Instruction
Every line of the material is to be quoted verbatim, minus the pictures.

Supplied data
++++

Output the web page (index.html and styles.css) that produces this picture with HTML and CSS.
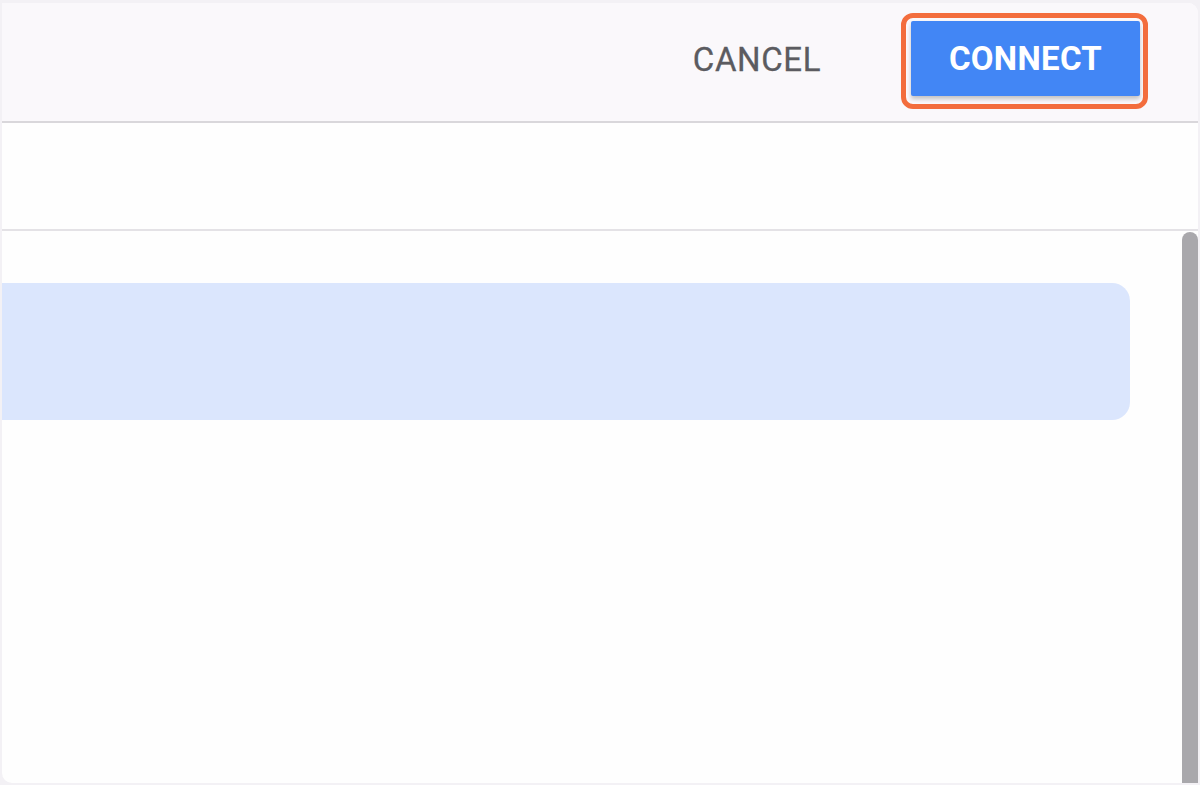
FILE: index.html
```html
<!DOCTYPE html>
<html>
<head>
<meta charset="utf-8">
<link rel="stylesheet" href="styles.css">
</head>
<body>
<div class="card">
  <header class="header">
    <button class="btn-cancel">CANCEL</button>
    <div class="highlight">
      <button class="btn-connect">CONNECT</button>
    </div>
  </header>
  <section class="subbar"></section>
  <section class="content">
    <div class="main">
      <div class="selected-row"></div>
    </div>
    <div class="scrollbar"><div class="thumb"></div></div>
  </section>
</div>
</body>
</html>
```

FILE: styles.css
```css
html, body {
  margin: 0;
  padding: 0;
  background: #f3f1f5;
  width: 1200px;
  height: 785px;
  overflow: hidden;
  font-family: Roboto, "Liberation Sans", sans-serif;
}
.card {
  margin: 3px 2px 2px 2px;
  height: 780px;
  background: #fefefe;
  border-radius: 0 10px 0 10px;
  overflow: hidden;
  display: flex;
  flex-direction: column;
}
.header {
  height: 118px;
  flex: none;
  background: #faf8fb;
  border-bottom: 2px solid #d9d7db;
  display: flex;
  align-items: center;
  justify-content: flex-end;
  padding-right: 50px;
  box-sizing: content-box;
}
.btn-cancel {
  background: none;
  border: none;
  font-family: Roboto, "Liberation Sans", sans-serif;
  font-size: 33px;
  font-weight: 400;
  letter-spacing: 0.6px;
  color: #5b5b60;
  padding: 0 0 6px 0;
  margin-right: 80px;
  -webkit-text-stroke: 0.3px #5b5b60;
}
.highlight {
  border: 5px solid #f36d3d;
  border-radius: 12px;
  padding: 3px 3px 8px 5px;
  margin-top: -2px;
}
.btn-connect {
  display: block;
  width: 229px;
  height: 75px;
  background: #4286f5;
  color: #fff;
  border: none;
  border-radius: 2px;
  font-family: Roboto, "Liberation Sans", sans-serif;
  font-size: 33px;
  font-weight: 700;
  letter-spacing: 0.3px;
  box-shadow: 0 3px 4px rgba(0,0,0,0.22);
  padding: 0 0 1px 0;
}
.subbar {
  height: 106px;
  flex: none;
  background: #fefefe;
  border-bottom: 2px solid #e4e2e6;
}
.content {
  flex: 1;
  display: flex;
  min-height: 0;
}
.main {
  flex: 1;
  padding: 52px 52px 0 0;
}
.selected-row {
  margin-left: -20px;
  height: 137px;
  background: #dbe6fd;
  border-radius: 18px;
}
.scrollbar {
  width: 16px;
  flex: none;
  padding-top: 1px;
  display: flex;
}
.thumb {
  flex: 1;
  background: #a9a8ac;
  border-radius: 8px 8px 0 0;
}
```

++++

Exercise output
Output the web page (index.html and styles.css) that produces this picture with HTML and CSS.
FILE: index.html
```html
<!DOCTYPE html>
<html>
<head>
<meta charset="utf-8">
<link rel="stylesheet" href="styles.css">
</head>
<body>
<div class="card">
  <header class="header">
    <button class="btn-cancel">CANCEL</button>
    <div class="highlight">
      <button class="btn-connect">CONNECT</button>
    </div>
  </header>
  <section class="subbar"></section>
  <section class="content">
    <div class="main">
      <div class="selected-row"></div>
    </div>
    <div class="scrollbar"><div class="thumb"></div></div>
  </section>
</div>
</body>
</html>
```

FILE: styles.css
```css
html, body {
  margin: 0;
  padding: 0;
  background: #f3f1f5;
  width: 1200px;
  height: 785px;
  overflow: hidden;
  font-family: Roboto, "Liberation Sans", sans-serif;
}
.card {
  margin: 3px 2px 2px 2px;
  height: 780px;
  background: #fefefe;
  border-radius: 0 10px 0 10px;
  overflow: hidden;
  display: flex;
  flex-direction: column;
}
.header {
  height: 118px;
  flex: none;
  background: #faf8fb;
  border-bottom: 2px solid #d9d7db;
  display: flex;
  align-items: center;
  justify-content: flex-end;
  padding-right: 50px;
  box-sizing: content-box;
}
.btn-cancel {
  background: none;
  border: none;
  font-family: Roboto, "Liberation Sans", sans-serif;
  font-size: 33px;
  font-weight: 400;
  letter-spacing: 0.6px;
  color: #5b5b60;
  padding: 0 0 6px 0;
  margin-right: 80px;
  -webkit-text-stroke: 0.3px #5b5b60;
}
.highlight {
  border: 5px solid #f36d3d;
  border-radius: 12px;
  padding: 3px 3px 8px 5px;
  margin-top: -2px;
}
.btn-connect {
  display: block;
  width: 229px;
  height: 75px;
  background: #4286f5;
  color: #fff;
  border: none;
  border-radius: 2px;
  font-family: Roboto, "Liberation Sans", sans-serif;
  font-size: 33px;
  font-weight: 700;
  letter-spacing: 0.3px;
  box-shadow: 0 3px 4px rgba(0,0,0,0.22);
  padding: 0 0 1px 0;
}
.subbar {
  height: 106px;
  flex: none;
  background: #fefefe;
  border-bottom: 2px solid #e4e2e6;
}
.content {
  flex: 1;
  display: flex;
  min-height: 0;
}
.main {
  flex: 1;
  padding: 52px 52px 0 0;
}
.selected-row {
  margin-left: -20px;
  height: 137px;
  background: #dbe6fd;
  border-radius: 18px;
}
.scrollbar {
  width: 16px;
  flex: none;
  padding-top: 1px;
  display: flex;
}
.thumb {
  flex: 1;
  background: #a9a8ac;
  border-radius: 8px 8px 0 0;
}
```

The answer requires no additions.